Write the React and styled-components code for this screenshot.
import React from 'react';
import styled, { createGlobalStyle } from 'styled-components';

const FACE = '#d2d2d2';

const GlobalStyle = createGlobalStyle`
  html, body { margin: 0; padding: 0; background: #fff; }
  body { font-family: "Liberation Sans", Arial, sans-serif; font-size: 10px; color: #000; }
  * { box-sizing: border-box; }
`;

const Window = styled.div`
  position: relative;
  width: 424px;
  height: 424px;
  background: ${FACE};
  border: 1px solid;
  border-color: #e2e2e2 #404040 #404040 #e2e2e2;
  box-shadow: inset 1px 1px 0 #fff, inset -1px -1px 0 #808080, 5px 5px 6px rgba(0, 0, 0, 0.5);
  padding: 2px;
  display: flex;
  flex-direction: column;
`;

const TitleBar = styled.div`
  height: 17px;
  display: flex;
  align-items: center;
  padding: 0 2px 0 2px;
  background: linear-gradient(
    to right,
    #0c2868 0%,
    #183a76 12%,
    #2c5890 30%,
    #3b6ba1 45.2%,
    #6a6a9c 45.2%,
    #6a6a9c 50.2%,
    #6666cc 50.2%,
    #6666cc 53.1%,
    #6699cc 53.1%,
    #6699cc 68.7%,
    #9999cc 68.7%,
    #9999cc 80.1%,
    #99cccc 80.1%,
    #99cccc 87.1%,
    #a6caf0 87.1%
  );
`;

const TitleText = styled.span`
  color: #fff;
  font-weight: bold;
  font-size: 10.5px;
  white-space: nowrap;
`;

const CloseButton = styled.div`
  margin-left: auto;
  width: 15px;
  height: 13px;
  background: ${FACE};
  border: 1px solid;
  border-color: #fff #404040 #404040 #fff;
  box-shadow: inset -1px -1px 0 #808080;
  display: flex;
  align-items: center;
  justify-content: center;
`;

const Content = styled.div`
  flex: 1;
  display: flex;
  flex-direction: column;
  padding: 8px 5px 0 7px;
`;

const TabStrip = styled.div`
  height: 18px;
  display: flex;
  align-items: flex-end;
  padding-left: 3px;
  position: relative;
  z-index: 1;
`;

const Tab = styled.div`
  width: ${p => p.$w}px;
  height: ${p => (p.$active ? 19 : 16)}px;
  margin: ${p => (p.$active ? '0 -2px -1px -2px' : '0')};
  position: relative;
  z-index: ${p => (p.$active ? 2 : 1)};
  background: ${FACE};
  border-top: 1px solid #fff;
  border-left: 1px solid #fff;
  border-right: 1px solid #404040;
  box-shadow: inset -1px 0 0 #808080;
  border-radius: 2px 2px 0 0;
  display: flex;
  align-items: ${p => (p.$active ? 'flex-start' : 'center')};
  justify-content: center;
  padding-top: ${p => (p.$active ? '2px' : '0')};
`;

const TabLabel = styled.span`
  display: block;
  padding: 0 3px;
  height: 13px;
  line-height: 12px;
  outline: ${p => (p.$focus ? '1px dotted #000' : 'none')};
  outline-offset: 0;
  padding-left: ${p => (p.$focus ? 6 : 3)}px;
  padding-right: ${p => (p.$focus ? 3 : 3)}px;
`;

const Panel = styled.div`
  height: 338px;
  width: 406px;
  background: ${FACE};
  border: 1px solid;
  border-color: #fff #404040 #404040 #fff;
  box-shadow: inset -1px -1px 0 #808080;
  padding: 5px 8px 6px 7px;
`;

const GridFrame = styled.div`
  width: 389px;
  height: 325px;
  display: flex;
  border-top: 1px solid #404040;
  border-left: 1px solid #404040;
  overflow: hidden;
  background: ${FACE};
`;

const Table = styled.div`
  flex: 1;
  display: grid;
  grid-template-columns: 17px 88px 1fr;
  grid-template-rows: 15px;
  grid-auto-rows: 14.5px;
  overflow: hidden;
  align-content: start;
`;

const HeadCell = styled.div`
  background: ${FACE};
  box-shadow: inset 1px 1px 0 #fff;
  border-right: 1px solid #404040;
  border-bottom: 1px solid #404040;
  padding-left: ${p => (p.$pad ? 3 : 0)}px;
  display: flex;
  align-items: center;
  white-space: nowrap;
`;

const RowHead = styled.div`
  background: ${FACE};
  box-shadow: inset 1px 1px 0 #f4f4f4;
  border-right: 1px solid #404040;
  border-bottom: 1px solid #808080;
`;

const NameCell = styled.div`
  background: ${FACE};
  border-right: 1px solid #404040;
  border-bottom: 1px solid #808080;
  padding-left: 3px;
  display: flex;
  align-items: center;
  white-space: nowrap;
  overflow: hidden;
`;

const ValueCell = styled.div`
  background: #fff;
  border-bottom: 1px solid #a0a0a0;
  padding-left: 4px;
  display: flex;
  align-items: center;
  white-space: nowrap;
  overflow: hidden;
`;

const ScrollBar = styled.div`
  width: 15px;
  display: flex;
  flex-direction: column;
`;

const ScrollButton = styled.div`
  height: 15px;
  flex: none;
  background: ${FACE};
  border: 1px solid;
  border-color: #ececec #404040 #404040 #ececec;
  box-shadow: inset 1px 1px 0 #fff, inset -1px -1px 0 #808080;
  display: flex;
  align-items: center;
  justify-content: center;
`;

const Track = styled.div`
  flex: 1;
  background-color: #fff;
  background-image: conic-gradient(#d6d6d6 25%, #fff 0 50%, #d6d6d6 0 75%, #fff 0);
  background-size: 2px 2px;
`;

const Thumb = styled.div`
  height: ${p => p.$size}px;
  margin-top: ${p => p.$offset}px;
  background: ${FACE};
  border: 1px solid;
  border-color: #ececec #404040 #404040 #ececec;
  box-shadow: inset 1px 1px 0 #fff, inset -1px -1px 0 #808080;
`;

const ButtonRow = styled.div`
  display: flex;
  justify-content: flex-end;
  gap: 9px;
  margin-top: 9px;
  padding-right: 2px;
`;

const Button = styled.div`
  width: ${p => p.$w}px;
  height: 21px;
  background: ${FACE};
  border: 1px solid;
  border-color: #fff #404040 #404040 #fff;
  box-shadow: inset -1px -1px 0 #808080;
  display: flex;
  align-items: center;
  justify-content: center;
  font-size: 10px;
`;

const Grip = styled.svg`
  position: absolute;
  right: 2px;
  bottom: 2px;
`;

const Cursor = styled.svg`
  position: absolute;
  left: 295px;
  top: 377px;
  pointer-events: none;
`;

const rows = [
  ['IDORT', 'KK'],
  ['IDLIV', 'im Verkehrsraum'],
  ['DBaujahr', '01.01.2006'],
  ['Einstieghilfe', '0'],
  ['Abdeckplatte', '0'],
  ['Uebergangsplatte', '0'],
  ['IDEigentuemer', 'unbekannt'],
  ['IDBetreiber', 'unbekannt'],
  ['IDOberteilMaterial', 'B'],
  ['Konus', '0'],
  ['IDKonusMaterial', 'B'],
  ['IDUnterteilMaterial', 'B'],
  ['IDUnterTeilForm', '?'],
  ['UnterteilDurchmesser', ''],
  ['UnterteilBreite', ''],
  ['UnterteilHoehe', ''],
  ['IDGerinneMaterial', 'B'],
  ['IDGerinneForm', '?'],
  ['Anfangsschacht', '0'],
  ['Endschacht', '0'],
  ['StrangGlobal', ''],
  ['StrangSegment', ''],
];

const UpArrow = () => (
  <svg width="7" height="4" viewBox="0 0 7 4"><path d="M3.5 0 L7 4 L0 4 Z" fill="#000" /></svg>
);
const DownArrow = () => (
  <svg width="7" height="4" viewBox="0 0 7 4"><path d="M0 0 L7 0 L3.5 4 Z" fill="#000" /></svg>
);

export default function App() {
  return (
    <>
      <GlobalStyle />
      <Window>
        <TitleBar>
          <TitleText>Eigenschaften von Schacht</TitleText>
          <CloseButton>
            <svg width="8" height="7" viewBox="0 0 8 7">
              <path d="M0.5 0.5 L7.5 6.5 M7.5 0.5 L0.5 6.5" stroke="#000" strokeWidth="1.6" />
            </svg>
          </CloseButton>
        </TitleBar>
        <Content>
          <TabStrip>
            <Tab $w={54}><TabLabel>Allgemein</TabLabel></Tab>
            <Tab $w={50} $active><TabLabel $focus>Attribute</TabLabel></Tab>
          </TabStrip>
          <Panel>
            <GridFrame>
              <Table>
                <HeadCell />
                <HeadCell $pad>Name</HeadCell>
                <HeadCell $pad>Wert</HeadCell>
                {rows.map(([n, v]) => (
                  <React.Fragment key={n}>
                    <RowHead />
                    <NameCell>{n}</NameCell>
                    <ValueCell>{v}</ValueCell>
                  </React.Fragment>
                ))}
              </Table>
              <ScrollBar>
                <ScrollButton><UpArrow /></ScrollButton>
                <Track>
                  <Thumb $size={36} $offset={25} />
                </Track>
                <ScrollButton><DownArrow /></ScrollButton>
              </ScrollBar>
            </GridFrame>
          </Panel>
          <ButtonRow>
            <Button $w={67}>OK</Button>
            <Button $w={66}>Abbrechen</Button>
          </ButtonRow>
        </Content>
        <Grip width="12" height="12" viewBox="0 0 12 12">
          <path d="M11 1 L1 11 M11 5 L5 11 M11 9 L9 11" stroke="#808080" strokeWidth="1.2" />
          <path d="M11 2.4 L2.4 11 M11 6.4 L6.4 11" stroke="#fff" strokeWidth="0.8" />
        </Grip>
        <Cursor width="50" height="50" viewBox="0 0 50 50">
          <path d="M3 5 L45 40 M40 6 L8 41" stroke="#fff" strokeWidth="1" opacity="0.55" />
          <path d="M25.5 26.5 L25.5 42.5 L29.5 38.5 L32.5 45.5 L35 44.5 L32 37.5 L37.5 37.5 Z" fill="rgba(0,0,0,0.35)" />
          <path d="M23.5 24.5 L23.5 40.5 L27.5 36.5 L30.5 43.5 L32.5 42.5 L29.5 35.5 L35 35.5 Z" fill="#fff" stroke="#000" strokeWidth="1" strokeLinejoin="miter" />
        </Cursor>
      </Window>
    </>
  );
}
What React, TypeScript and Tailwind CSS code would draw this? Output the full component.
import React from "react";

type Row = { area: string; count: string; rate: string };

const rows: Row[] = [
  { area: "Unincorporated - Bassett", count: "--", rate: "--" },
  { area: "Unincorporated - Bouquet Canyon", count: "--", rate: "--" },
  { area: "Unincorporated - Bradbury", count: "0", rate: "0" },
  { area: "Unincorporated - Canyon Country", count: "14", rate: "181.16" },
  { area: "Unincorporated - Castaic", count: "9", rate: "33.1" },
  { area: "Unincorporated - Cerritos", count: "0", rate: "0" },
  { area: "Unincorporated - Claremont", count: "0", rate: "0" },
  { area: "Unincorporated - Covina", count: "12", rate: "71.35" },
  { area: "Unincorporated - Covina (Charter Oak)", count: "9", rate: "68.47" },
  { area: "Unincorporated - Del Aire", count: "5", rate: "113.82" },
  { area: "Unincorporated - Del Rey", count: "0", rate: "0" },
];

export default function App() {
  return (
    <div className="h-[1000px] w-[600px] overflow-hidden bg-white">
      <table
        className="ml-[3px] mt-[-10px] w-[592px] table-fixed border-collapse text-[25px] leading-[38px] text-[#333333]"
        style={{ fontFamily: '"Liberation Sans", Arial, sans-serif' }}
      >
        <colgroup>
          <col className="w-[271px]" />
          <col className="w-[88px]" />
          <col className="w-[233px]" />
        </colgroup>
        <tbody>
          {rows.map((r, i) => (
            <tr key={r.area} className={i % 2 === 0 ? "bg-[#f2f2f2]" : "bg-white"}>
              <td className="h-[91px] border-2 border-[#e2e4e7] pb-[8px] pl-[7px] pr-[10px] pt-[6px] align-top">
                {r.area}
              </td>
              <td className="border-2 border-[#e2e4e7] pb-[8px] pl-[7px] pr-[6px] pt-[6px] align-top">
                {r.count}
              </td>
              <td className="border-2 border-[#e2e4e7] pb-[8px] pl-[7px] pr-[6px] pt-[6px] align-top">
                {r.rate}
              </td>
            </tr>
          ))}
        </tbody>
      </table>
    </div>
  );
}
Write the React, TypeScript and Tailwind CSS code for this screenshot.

────────────────────

▶ Task objective
Your task is to retype the entries verbatim, starting with the line that holds "What React, TypeScript" and stopping after the line that holds "string; count: string;".

▶ Reply to the task
What React, TypeScript and Tailwind CSS code would draw this? Output the full component.
import React from "react";

type Row = { area: string; count: string; rate: string };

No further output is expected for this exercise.